Exercise: Gather, from the listing beneath this task, every line holding the string "styles".

Given data:

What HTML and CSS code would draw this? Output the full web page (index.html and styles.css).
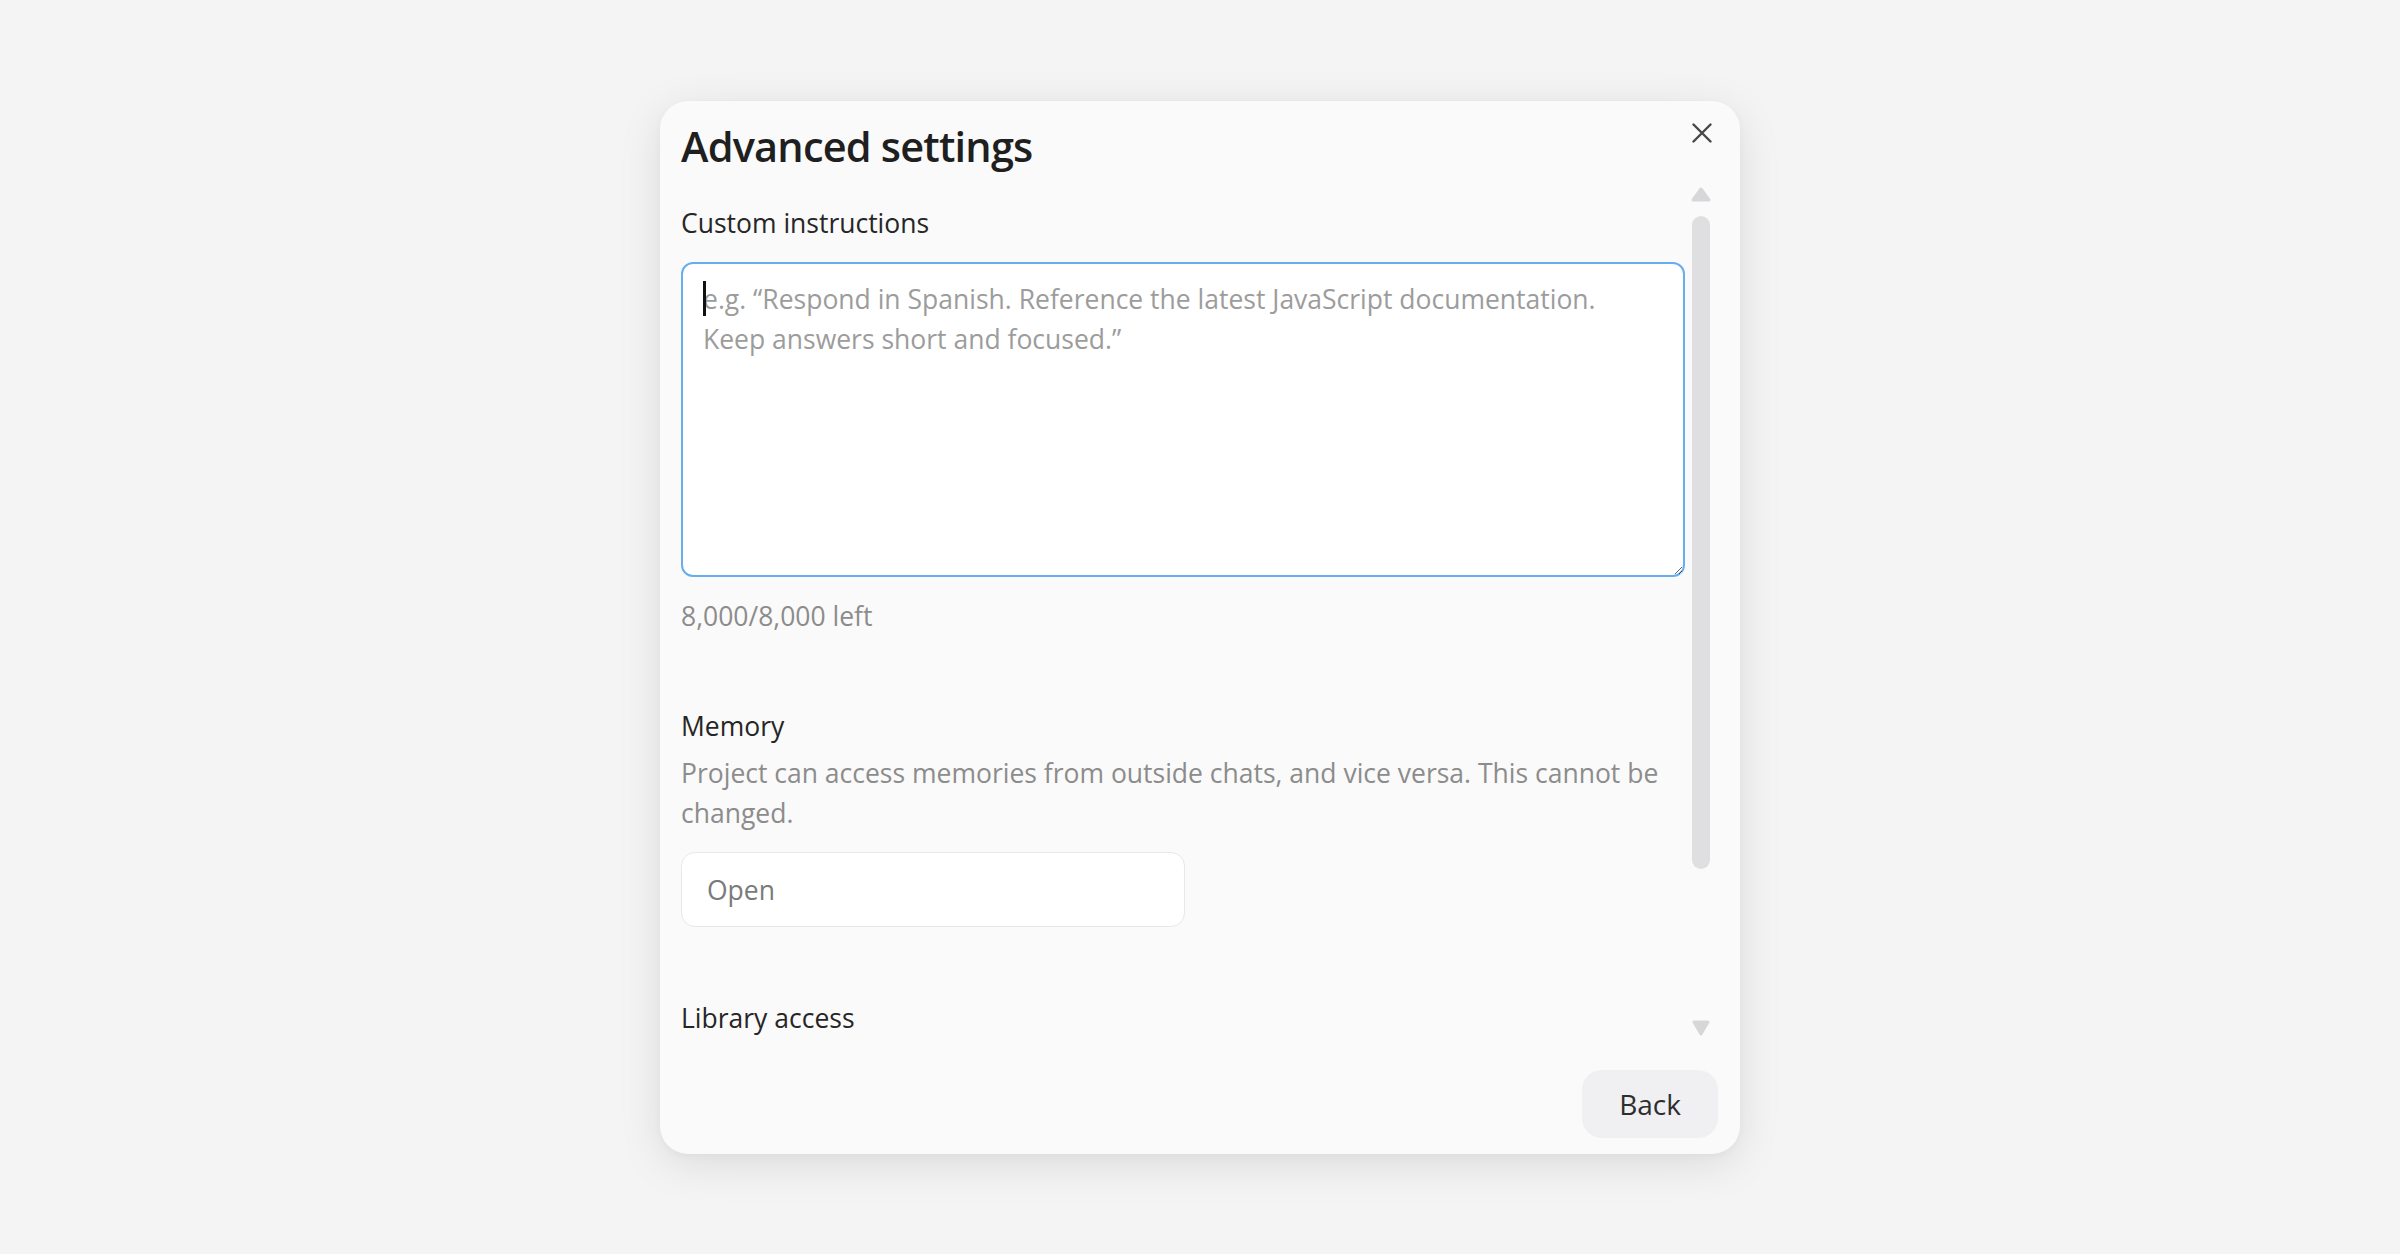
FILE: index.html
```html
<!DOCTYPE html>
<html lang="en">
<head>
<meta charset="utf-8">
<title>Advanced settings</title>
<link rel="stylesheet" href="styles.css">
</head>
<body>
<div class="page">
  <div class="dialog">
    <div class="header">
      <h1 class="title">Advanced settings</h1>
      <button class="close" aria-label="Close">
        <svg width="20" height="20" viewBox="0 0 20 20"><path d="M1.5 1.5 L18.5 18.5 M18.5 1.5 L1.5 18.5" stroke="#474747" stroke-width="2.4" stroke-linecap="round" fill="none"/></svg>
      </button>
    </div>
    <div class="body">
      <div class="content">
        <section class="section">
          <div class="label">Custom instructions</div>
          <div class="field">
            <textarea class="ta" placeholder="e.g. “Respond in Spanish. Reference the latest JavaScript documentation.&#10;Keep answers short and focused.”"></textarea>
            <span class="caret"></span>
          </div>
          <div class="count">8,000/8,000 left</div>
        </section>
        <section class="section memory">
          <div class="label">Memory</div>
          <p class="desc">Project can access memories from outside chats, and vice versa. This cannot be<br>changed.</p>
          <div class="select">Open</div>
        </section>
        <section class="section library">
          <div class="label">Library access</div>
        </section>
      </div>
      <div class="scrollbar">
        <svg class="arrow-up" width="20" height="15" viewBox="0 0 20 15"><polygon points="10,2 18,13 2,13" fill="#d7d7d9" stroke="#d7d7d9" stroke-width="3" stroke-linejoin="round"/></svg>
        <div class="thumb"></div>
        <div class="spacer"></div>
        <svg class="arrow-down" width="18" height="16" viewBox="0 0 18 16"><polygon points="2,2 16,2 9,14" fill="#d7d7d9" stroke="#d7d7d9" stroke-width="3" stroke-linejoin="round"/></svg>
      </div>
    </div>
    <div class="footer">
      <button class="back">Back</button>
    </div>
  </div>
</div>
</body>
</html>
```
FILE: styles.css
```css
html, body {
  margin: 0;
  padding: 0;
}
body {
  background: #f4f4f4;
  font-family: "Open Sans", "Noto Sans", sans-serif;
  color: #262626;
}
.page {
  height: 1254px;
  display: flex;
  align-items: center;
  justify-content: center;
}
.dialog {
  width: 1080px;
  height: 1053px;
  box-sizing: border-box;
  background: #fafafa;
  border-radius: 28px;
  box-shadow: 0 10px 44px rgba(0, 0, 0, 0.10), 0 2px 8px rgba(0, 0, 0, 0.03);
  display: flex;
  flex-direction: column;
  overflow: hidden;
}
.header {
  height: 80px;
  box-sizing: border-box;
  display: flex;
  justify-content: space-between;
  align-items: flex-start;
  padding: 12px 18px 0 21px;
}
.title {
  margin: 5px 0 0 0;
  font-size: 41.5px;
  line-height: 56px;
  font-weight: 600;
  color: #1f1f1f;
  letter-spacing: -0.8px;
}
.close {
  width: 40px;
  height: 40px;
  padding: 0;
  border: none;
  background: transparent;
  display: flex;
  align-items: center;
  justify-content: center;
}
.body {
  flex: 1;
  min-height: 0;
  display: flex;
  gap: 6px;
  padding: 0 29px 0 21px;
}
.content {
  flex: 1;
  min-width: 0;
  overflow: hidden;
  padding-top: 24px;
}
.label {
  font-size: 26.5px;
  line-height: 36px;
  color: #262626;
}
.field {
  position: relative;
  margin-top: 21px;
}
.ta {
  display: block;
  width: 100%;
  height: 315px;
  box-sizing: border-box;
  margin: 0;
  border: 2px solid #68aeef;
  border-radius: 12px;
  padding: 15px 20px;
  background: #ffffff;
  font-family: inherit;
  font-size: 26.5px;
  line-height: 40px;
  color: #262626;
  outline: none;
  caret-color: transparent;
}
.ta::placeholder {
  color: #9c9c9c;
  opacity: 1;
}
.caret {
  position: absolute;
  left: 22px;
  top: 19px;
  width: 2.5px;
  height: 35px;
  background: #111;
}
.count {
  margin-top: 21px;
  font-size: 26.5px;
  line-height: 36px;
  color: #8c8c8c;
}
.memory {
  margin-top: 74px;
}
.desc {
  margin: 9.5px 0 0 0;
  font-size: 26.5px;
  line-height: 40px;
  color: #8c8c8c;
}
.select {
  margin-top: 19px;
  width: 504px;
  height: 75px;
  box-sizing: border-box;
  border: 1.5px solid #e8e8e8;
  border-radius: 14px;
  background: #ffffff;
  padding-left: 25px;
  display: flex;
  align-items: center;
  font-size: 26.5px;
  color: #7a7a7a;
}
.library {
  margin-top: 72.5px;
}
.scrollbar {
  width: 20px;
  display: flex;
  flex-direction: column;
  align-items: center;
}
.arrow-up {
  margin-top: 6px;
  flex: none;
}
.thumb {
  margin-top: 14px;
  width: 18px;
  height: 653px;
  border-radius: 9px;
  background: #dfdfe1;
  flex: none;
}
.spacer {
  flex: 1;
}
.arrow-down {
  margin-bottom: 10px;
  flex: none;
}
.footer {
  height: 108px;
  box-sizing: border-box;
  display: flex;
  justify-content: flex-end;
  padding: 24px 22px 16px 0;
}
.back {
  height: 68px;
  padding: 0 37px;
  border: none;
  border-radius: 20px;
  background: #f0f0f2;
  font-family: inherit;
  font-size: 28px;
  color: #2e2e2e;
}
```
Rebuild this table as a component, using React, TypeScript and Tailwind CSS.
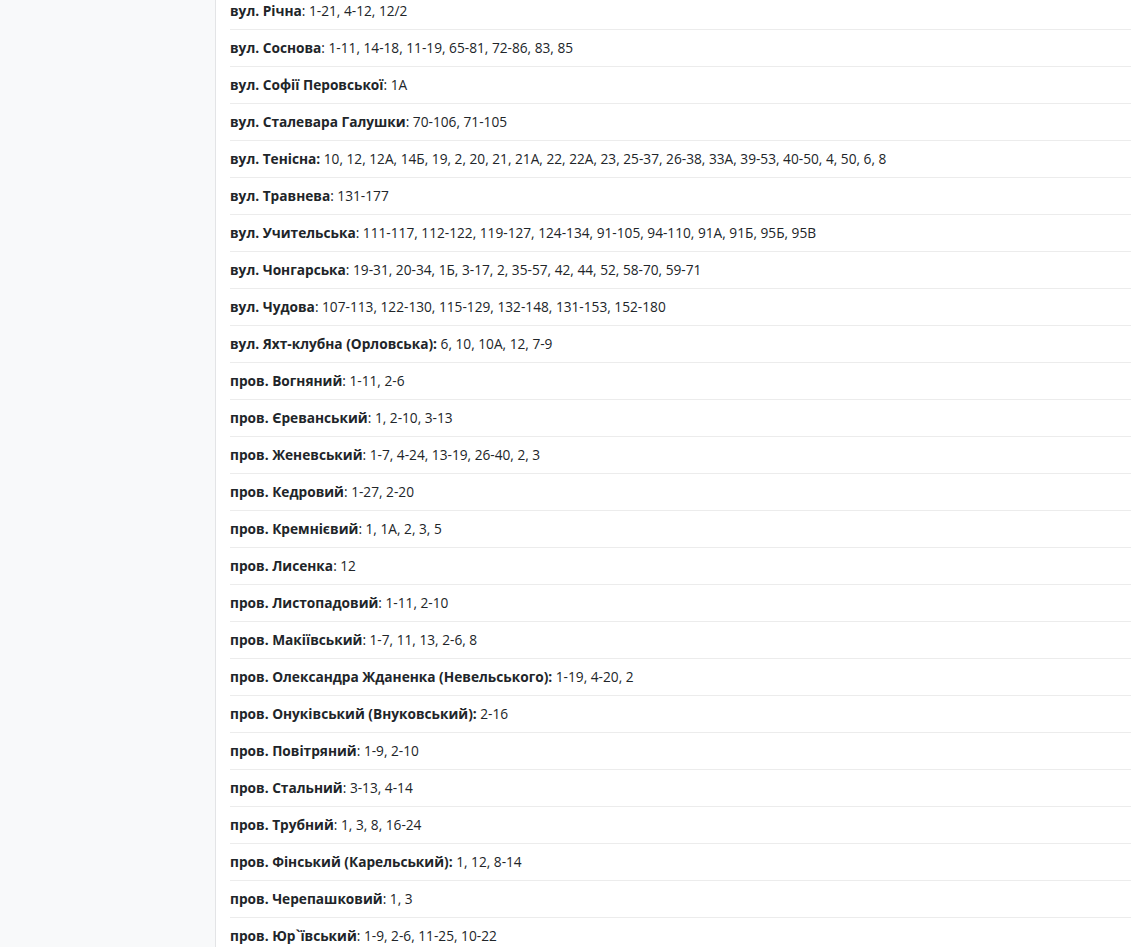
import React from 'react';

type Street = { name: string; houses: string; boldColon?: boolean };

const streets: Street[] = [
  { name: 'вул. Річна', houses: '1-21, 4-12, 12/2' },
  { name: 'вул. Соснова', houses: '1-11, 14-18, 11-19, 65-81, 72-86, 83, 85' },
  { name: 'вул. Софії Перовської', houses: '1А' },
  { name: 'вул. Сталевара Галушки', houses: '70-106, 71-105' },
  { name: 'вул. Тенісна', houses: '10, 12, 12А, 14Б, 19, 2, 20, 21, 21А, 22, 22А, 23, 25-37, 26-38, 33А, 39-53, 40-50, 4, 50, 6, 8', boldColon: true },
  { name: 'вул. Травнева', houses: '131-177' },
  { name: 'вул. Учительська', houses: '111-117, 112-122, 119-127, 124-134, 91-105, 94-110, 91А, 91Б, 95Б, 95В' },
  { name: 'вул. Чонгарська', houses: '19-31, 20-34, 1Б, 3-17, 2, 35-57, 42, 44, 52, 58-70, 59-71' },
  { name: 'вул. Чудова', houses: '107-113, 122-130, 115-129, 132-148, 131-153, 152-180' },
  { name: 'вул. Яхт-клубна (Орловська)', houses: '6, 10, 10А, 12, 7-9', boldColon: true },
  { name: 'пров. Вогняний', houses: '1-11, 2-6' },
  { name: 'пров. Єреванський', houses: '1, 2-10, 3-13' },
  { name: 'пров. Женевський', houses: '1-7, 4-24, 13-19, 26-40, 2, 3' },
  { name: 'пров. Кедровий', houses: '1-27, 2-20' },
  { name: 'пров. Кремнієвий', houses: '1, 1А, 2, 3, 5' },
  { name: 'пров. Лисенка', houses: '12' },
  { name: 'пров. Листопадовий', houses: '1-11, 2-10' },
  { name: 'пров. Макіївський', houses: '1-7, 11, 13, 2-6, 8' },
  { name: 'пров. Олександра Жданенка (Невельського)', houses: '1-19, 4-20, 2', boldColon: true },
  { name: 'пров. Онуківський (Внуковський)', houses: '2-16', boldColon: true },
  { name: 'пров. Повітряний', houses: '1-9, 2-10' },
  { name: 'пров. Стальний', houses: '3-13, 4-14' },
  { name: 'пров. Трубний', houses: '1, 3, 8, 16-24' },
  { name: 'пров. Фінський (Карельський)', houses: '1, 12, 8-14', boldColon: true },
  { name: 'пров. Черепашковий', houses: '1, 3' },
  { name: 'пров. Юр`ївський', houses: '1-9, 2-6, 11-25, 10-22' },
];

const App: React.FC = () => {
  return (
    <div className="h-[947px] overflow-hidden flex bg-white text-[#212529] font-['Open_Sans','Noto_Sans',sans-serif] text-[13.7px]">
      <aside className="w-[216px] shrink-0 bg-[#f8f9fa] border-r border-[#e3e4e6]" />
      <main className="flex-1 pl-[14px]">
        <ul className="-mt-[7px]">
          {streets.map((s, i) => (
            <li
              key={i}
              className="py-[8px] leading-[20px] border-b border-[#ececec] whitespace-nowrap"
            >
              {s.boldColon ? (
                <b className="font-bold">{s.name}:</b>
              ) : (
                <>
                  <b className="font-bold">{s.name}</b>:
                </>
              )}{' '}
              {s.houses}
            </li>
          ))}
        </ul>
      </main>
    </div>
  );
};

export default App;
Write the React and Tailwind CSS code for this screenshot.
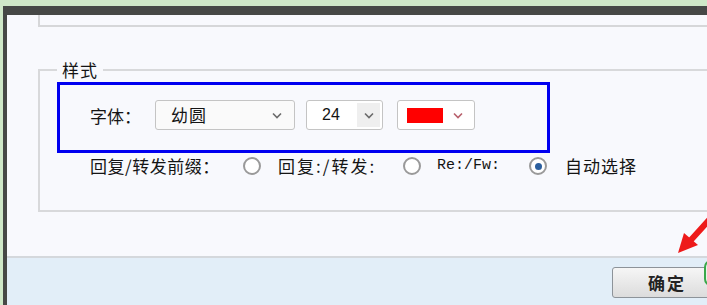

Response to this task:
What HTML and CSS code would draw this? Output the full web page (index.html and styles.css).
<link rel="stylesheet" href="styles.css">
FILE: styles.css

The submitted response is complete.